“Voi che per li occhi mi passaste ’l core.”
Quanta ispirazione e suggestione lascia questo riuscitissima e piccola opera di riedizione delle poesie scelte di Guido Cavalcanti, Donna me prega, edizioni Ponte alle Grazie: la curatela (con postfazione a opera di Giancarlo Pontiggia) invoglia a scoprire le composizioni di questo grande e fondamentale poeta, amico del sommo Dante, e da questi citato nei suoi capolavori (Vita nuova e Divina Commedia).
Sdegno
Ne emerge un autore e una persona di straordinaria cultura, uomo di studio, un isolato – aristocratico e sdegnoso – tuttavia coinvolto nelle complicate vicende politiche fiorentine che vedeva schierarsi in lotta Guelfi e Ghibellini.
La sua poesia – per subendo una lettura critica inevitabilmente attratta da quella di Dante, fra punti comuni e discordanti – offre una scrittura che predilige ballate, sonetti intorno all’amore.

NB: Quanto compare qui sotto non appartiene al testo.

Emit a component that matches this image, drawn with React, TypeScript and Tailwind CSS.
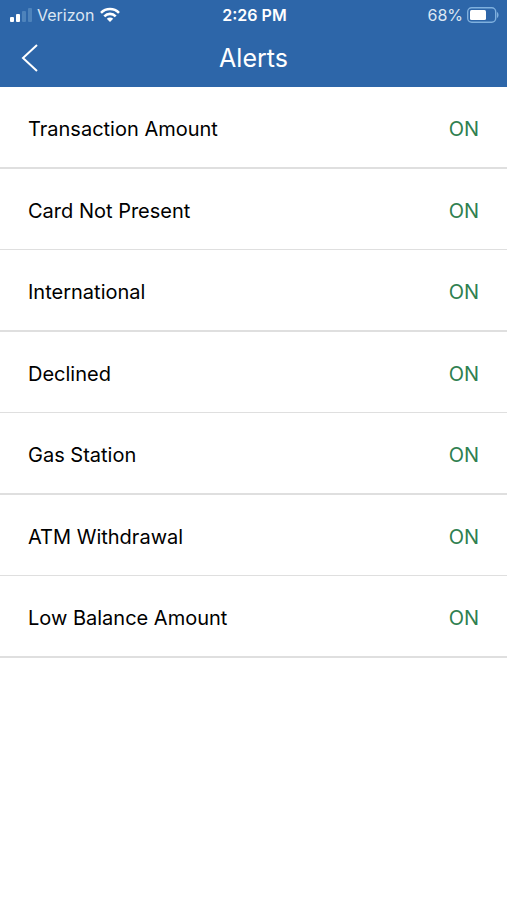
import { useState } from 'react'

type Alert = {
  id: string
  label: string
  enabled: boolean
}

const ALERTS: Alert[] = [
  { id: 'transaction', label: 'Transaction Amount', enabled: true },
  { id: 'card-not-present', label: 'Card Not Present', enabled: true },
  { id: 'international', label: 'International', enabled: true },
  { id: 'declined', label: 'Declined', enabled: true },
  { id: 'gas', label: 'Gas Station', enabled: true },
  { id: 'atm', label: 'ATM Withdrawal', enabled: true },
  { id: 'low-balance', label: 'Low Balance Amount', enabled: true },
]

function SignalIcon() {
  return (
    <svg width="23" height="14" viewBox="0 0 23 14" aria-hidden="true">
      <rect x="0" y="9" width="4" height="5" rx="1" fill="#fff" />
      <rect x="6" y="6" width="4" height="8" rx="1" fill="#fff" />
      <rect x="12" y="3" width="4" height="11" rx="1" fill="#7fb0d8" opacity="0.4" />
      <rect x="18" y="0" width="4" height="14" rx="1" fill="#7fb0d8" opacity="0.4" />
    </svg>
  )
}

function WifiIcon() {
  return (
    <svg width="20" height="15" viewBox="0 0 20 15" aria-hidden="true">
      <g fill="none" stroke="#fff" strokeWidth="2.6">
        <path d="M1 5.8a12.7 12.7 0 0 1 18 0" />
        <path d="M4.3 9.3a8 8 0 0 1 11.4 0" />
      </g>
      <path d="M10 15 6.800 11.800a4.500 4.500 0 0 1 6.400 0Z" fill="#fff" />
    </svg>
  )
}

function BatteryIcon() {
  return (
    <svg width="32" height="16" viewBox="0 0 32 16" aria-hidden="true">
      <rect x="0.7" y="0.7" width="28" height="14.6" rx="4" fill="none" stroke="#7fb0de" strokeWidth="1.4" />
      <rect x="3" y="3" width="16" height="10" rx="1.5" fill="#fff" />
      <path d="M30 5c2 1 2 5 0 6Z" fill="#7fb0de" />
    </svg>
  )
}

export default function App() {
  const [alerts, setAlerts] = useState(ALERTS)

  const toggle = (id: string) => {
    setAlerts(prev => prev.map(a => (a.id === id ? { ...a, enabled: !a.enabled } : a)))
  }

  return (
    <div className="min-h-screen bg-white font-['Inter',sans-serif] text-black">
      <header className="bg-[#2d66a9] text-white">
        <div className="grid h-[29px] grid-cols-3 items-center pr-2 pl-[10px] text-base">
          <div className="flex items-center text-[#dce7f3]">
            <SignalIcon />
            <span className="mr-1.5 ml-1">Verizon</span>
            <WifiIcon />
          </div>
          <span className="text-center font-semibold">2:26 PM</span>
          <div className="flex items-center justify-end gap-1 text-[#dce7f3]">
            <span>68%</span>
            <BatteryIcon />
          </div>
        </div>
        <div className="grid h-[58px] grid-cols-[60px_1fr_60px] items-center">
          <button type="button" aria-label="Back" className="flex h-full items-center pl-[21px]">
            <svg width="18" height="28" viewBox="0 0 18 28" fill="none" stroke="#fff" strokeWidth="2" aria-hidden="true">
              <path d="M16 1 2 14l14 13" />
            </svg>
          </button>
          <h1 className="pt-0.5 text-center text-[25px]">Alerts</h1>
        </div>
      </header>

      <ul>
        {alerts.map(a => (
          <li key={a.id} className="border-b-2 border-[#dfdfdf] even:border-b">
            <button
              type="button"
              aria-pressed={a.enabled}
              onClick={() => toggle(a.id)}
              className="flex h-20 w-full items-center justify-between px-7 pt-1 text-left text-xl"
            >
              <span>{a.label}</span>
              <span className={a.enabled ? 'text-[#2f8050]' : 'text-gray-500'}>{a.enabled ? 'ON' : 'OFF'}</span>
            </button>
          </li>
        ))}
      </ul>
    </div>
  )
}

In realtà una distanza abissale lo separa da Dante – questi, un uomo di fede e intimamente legato alla ricerca e conoscenza teologiche, Guido invece filosofo epicureo, come lo fu il padre, Cavalcante ‘de Cavalcanti.
Impeto d’amore
Questa sua natura si evince anche nella Poesia; è straordinario avvertire, nelle sue prove poetiche, l’emergere di una personalità scettica, quasi resistente a uno stilnovismo emergente che le parole intorno a quell’amore che sconfina oltre il cielo e coglie un senso divino al nostro esistere. Come dice Pontiggia nella postfazione del libro, “Se Dante interpreta l’impeto d’amore in senso etico, Cavalcanti lo fa in termini naturalistici.”
[…]
E’ trasse poi de li occhi tuo’ sospiri,
10 i qua’ me saettò nel cor sì forte,
ch’i’ mi partì’ sbigotito fuggendo.
Allor m’aparve di sicur la Morte,
acompagnata di quelli martiri
che soglion consumare altru’ piangendo.
(da O donna mia, non vedestù colui)
In Cavalcanti – specie nelle ultime poesie – ecco un impulso personalissimo che sfocia in chiuse in cui trapela scetticismo, amarezza, o forse il predominio di una ragione materialista – in una inedita e straordinaria alchimia fra poetica mistica e al contempo razionale; un debito riconoscimento alla bellezza e una sfiducia verso la bellezza medesima quando pare suggerire la salvezza dell’anima o un anelito irresistibile all’eterno. Cavalcanti si rinnova fedele alla propria filosofia e a un malcelato tormento; tale dicotomia lo rende figura artistica di grande attualità la cui influenza su Dante è e ben più profonda di quanto trapeli.